## Exercise
Only the lines from the top of the listing below to the line that has "import React from" should be echoed, with both ends kept and pictures left out.

## Recorded information
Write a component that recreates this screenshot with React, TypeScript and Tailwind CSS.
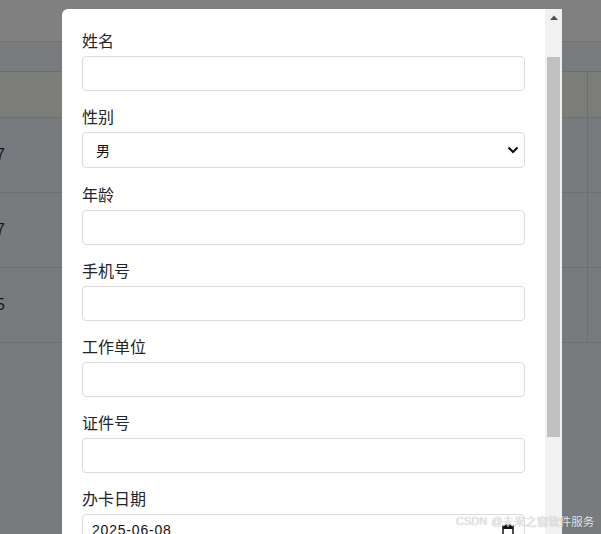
import React from "react";

const Field = ({ label, children }: { label: string; children: React.ReactNode }) => (
  <div className="mb-[13px]">
    <div className="text-[16px] leading-[24px] mb-[4px] text-[#212529]">{label}</div>
    {children}
  </div>
);

const TextInput = () => (
  <div className="h-[35px] w-full rounded-[4px] border border-[#dadada] bg-white" />
);

export default function App() {
  const cjk = { fontFamily: '"Noto Sans CJK SC", "Noto Sans", sans-serif' };
  return (
    <div
      className="relative w-[601px] h-[534px] overflow-hidden bg-[#777b7e]"
      style={cjk}
    >
      {/* background page */}
      <div className="h-[42px] bg-[#808080] border-b border-[#727476]" />
      <div className="h-[30px] bg-[#787c7f] border-b border-[#6c6e70]" />
      <div className="flex h-[46px] bg-[#7c7c7b] border-b border-[#6c6e70]">
        <div className="w-[588px] border-r border-[#6c6e70]" />
        <div className="flex-1" />
      </div>
      {["7", "7", "5"].map((d, i) => (
        <div key={i} className="flex h-[75px] border-b border-[#6c6f72]">
          <div className="w-[588px] border-r border-[#6c6f72] flex items-center">
            <span
              className="ml-[-4px] text-[16px] text-[#141516]"
              style={{ fontFamily: '"Liberation Sans", sans-serif' }}
            >
              {d}
            </span>
          </div>
          <div className="flex-1" />
        </div>
      ))}

      {/* modal */}
      <div className="absolute left-[62px] top-[9px] bottom-0 w-[500px] flex">
        <div className="flex-1 bg-white rounded-tl-[6px] px-5 pt-[19px] overflow-hidden">
          <Field label="姓名">
            <TextInput />
          </Field>
          <div className="mb-[14px]">
            <div className="text-[16px] leading-[24px] mb-[4px] text-[#212529]">性别</div>
            <div className="h-[36px] w-full rounded-[4px] border border-[#dadada] bg-white flex items-center justify-between pl-[13px] pr-[5px]">
              <span className="text-[14px] text-[#111]">男</span>
              <svg width="12" height="8" viewBox="0 0 12 8">
                <path d="M1.5 1.5 L6 6 L10.5 1.5" fill="none" stroke="#111" strokeWidth="2.2" />
              </svg>
            </div>
          </div>
          <Field label="年龄">
            <TextInput />
          </Field>
          <Field label="手机号">
            <TextInput />
          </Field>
          <Field label="工作单位">
            <TextInput />
          </Field>
          <Field label="证件号">
            <TextInput />
          </Field>
          <Field label="办卡日期">
            <div className="h-[35px] w-full rounded-[4px] border border-[#dadada] bg-white flex items-center justify-between pl-[9px] pr-[10px]">
              <span
                className="text-[14px] text-[#111] tracking-[0.8px] -mt-[3px]"
                style={{ fontFamily: '"Liberation Sans", sans-serif' }}
              >
                2025-06-08
              </span>
              <svg width="12" height="13" viewBox="0 0 12 13" className="-mt-[2px]">
                <rect x="1" y="2" width="10" height="10" fill="none" stroke="#111" strokeWidth="1.5" />
                <rect x="1" y="2" width="10" height="3" fill="#111" />
                <rect x="3" y="0" width="1.5" height="3" fill="#111" />
                <rect x="7.5" y="0" width="1.5" height="3" fill="#111" />
              </svg>
            </div>
          </Field>
        </div>
        {/* scrollbar */}
        <div className="w-[17px] bg-[#f1f1f1] flex flex-col items-center">
          <div className="h-[15px] flex items-center justify-center pt-[1px]">
            <svg width="8" height="5" viewBox="0 0 8 5">
              <path d="M0 5 L4 0.5 L8 5 Z" fill="#505050" />
            </svg>
          </div>
          <div className="mt-[33px] w-[13px] h-[380px] bg-[#c1c1c1]" />
        </div>
      </div>

      {/* watermark */}
      <div
        className="absolute left-[456px] top-[513px] flex items-center leading-[16px] text-[#e8e8e8] whitespace-nowrap"
        style={{ textShadow: "0 0 1px rgba(0,0,0,0.3)" }}
      >
        <span className="text-[11px]" style={{ fontFamily: '"Liberation Sans", sans-serif' }}>CSDN</span>
        <span className="text-[11px] ml-[4px]" style={{ fontFamily: '"Liberation Sans", sans-serif' }}>@</span>
        <span className="text-[11.5px]">未来之窗软件服务</span>
      </div>
    </div>
  );
}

## Response for this exercise
Write a component that recreates this screenshot with React, TypeScript and Tailwind CSS.
import React from "react";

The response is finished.